The most fascinating, unexpected and interesting facts that emerged from this study include the following:

  • The successful use of rodents in Tanzania to identify sputum samples containing tuberculosis. In the West our health service laboratories have sophisticated and expensive analytical equipment for these investigations. Such equipment is not available in many countries in the world and the successful use of rats for this purpose is a major breakthrough. Rodents can also be trained to sniff and locate the position of land mines. Their light body weight is ideal for ensuring that the explosive IED or mine is not triggered. See Videos
  • The timeline for changes in the law to protect animals has been very slow and protracted. The first law to be implemented in the UK was in 1822 and the protections offered to animals were very narrow and limited to cattle. The human conscience and society's attitudes to animals has taken a long time to adapt and be reflected in on the most recent Animal Welfare Act 2006, 184 years. It was only until this act was introduced that all owners of an animal could be prosecuted.
  • It is very easy to believe that use of animals in experiments can be successful without requiring vivisection. However my reading of the literature and reviewing the medical advances especially over the last hundred years demonstrated that this could not have been achieved without the use of animals. The dramatic drop in the incidence of polio, both in terms of mortality and morbidity figures, could not have been achieved at the time without using monkeys and live polio virus to develop the vaccine that has saved thousands of lives throughout the world.
  • The figures that I obtained from DEFRA on livestock slaughter in the UK are considerably higher than I could have expected. The breakdown of this information and its availability on the Internet is exceptional.
  • My meeting with Dr Anna Wilkinson at Lincoln University was especially enlightening. We all suspect that are larger pets, such as larger mammals, are far more intelligent than we give them credit for. The ability of a guide dog to determine a better route to a platform (as described during my meeting with a guide dog owner) is something that I could not anticipate. However, Dr Wilkinson introduced me to a reptile that has appeared on the BBC, which showed remarkable intelligence in watching a video on how to slide the gate open and put this learning experience into action.
  • A brief exploration of animal ethics taught me that many of my preconceived ideas about how we treat animals isn't as straightforward as expected. The arguments on what rights should be granted to animals are complicated.  The simple question about how we should transport chickens in lorries, for example, (squeezed together or not) generated an unexpected answer.
  • The number of organisations that are engaged in animal welfare through the World is enormous. I am familiar with the RSPCA and Battersea Dogs Home. However, I have discovered that there are hundreds of organisations engaged in animal welfare of which the RSPCA is the largest.
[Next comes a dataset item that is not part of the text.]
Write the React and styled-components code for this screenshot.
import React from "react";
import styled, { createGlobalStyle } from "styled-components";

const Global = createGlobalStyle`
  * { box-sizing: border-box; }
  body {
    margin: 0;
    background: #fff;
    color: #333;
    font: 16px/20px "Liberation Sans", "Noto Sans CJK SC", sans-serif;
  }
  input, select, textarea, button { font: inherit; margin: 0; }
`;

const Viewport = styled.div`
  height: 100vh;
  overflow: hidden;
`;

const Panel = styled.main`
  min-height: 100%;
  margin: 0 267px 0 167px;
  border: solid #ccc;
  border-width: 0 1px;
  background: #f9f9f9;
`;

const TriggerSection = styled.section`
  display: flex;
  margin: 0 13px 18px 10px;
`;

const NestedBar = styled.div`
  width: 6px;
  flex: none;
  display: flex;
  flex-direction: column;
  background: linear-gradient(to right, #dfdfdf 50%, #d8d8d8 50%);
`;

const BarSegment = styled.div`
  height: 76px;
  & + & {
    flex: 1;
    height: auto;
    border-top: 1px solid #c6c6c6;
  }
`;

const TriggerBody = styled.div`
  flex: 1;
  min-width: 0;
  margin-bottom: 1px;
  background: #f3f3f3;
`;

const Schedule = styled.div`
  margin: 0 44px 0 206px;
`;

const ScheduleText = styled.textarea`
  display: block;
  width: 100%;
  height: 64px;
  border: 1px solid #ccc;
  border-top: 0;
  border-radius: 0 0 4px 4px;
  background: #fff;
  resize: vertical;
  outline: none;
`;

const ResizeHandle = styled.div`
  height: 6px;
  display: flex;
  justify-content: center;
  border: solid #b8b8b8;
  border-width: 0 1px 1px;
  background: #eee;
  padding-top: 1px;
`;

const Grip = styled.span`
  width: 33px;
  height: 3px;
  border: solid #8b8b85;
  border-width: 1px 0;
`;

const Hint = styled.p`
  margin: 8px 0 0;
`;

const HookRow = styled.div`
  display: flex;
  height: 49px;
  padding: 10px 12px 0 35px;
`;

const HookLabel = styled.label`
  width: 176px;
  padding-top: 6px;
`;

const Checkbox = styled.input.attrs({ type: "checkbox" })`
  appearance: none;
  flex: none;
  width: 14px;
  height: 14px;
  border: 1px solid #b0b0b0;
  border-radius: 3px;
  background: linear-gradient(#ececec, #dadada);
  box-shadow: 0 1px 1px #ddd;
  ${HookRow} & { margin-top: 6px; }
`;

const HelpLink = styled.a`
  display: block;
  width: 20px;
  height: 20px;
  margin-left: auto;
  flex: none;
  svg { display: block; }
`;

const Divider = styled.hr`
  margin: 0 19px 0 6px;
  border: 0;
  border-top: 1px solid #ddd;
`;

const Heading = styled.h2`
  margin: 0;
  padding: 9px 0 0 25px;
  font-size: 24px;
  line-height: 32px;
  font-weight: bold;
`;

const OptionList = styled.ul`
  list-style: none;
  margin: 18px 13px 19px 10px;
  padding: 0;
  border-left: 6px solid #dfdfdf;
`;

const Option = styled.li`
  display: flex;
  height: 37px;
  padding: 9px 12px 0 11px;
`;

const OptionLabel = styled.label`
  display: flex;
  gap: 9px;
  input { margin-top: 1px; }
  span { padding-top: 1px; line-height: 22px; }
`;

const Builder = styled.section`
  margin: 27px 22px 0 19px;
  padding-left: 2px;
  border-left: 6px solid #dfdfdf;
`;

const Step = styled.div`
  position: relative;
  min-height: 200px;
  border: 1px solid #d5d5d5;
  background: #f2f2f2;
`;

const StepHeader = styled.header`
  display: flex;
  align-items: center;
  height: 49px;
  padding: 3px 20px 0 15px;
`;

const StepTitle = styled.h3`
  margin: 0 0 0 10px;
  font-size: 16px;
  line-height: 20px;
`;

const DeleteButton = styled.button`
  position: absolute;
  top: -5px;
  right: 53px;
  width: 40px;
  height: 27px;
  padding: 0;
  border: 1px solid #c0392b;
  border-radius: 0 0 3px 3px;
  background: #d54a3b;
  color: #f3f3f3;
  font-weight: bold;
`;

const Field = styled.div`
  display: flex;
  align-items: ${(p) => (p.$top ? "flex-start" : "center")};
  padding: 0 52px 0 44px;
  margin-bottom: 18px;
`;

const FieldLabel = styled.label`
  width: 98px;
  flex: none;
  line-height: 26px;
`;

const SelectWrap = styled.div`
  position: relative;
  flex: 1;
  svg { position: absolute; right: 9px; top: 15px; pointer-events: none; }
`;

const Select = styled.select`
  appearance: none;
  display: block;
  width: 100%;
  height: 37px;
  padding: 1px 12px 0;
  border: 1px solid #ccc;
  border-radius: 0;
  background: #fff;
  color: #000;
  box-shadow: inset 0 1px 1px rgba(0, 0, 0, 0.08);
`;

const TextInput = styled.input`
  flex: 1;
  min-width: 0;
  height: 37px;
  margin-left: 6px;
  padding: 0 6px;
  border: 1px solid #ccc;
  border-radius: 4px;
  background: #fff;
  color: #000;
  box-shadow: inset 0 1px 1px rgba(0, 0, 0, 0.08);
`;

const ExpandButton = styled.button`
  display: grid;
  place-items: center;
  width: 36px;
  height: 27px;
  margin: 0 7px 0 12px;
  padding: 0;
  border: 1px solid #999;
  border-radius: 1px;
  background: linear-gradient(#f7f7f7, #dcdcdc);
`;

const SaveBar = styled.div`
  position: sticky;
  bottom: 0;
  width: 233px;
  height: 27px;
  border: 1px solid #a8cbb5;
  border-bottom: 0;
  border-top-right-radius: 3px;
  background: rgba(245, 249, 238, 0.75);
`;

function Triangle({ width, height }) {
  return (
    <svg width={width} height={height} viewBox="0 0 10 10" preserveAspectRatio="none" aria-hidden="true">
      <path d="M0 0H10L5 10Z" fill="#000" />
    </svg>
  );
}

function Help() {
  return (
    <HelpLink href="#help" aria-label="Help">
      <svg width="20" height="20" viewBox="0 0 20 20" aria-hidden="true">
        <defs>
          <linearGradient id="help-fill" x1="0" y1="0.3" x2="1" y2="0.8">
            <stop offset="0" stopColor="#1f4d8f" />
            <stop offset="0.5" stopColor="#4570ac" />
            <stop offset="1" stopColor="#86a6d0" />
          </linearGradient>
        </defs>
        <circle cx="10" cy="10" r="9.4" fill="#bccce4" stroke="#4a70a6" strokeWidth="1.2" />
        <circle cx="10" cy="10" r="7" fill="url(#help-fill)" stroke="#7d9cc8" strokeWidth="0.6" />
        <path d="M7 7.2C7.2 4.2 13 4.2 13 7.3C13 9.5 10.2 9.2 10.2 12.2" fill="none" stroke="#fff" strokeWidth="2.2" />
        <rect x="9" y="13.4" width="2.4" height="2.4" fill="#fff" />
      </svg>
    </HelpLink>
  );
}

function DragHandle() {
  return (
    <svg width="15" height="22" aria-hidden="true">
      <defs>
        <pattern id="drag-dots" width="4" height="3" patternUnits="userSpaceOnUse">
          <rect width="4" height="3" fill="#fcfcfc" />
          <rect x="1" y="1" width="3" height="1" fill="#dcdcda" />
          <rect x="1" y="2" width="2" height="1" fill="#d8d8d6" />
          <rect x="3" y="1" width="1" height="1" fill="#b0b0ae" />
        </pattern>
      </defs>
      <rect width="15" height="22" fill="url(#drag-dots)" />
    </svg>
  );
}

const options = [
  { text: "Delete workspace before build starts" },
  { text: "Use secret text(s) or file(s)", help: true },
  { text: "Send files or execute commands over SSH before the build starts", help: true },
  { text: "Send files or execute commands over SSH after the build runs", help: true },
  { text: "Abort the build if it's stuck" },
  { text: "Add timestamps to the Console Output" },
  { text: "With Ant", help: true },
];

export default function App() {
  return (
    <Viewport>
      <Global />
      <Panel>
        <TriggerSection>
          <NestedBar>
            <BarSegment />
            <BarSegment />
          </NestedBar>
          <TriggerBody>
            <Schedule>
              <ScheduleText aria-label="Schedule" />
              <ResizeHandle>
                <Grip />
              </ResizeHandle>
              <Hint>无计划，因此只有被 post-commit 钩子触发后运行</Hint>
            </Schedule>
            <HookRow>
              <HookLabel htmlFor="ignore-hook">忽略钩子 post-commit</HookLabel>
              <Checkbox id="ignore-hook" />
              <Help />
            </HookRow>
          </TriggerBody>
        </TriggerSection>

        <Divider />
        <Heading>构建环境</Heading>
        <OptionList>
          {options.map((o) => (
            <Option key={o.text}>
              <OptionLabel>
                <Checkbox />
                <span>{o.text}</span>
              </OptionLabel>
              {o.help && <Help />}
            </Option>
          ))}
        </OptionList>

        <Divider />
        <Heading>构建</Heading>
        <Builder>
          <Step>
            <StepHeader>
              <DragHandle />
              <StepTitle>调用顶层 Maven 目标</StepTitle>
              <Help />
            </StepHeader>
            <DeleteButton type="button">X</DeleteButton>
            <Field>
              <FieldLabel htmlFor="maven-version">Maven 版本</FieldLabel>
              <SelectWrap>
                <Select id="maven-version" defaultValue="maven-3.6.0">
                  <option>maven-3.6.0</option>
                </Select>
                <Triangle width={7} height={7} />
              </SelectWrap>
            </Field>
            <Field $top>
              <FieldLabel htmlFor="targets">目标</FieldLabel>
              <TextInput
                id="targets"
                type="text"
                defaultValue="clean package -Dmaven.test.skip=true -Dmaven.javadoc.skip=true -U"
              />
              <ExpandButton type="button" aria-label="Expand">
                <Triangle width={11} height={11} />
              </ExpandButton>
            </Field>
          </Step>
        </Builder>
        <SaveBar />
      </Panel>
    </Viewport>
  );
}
This EPQ also enabled me to find out a little more about how to construct and launch a website.  By using a WYSIWYG application, called Dreamweaver, and a template it was relatively easy to create and update pages online. The ability to include an online questionnaire in this website, as well as the online questionnaire hosted by my college intranet, was also easy to implement. The rate of response to the ‘public version’ of my questionnaire has been slow but I am hoping that this will improve in time as its rank rises in Google’s search index and the results will become more reliable and meaningful.

In answer to the question and title of this EPQ, “To What Extent Should Animals be Used by Humans”, I still firmly believe that we have a duty of care to constantly question our actions in the treatment of animals. Scientific understanding of animal intelligence and how they feel pain and communicate has changed exponentially in recent years forcing governments to re-evaluate and update our welfare protection laws. At the beginning of this project I was naïve in thinking that the use of animals for medical, veterinary and pharmaceutical research, for example, could be avoided. This EPQ has convinced me otherwise, so long as every effort is made to minimise pain and suffering to the animal.

In conclusion, I found this project fascinating and it has broadened my perspective considerably. I am looking forward to working closely with animals in the future.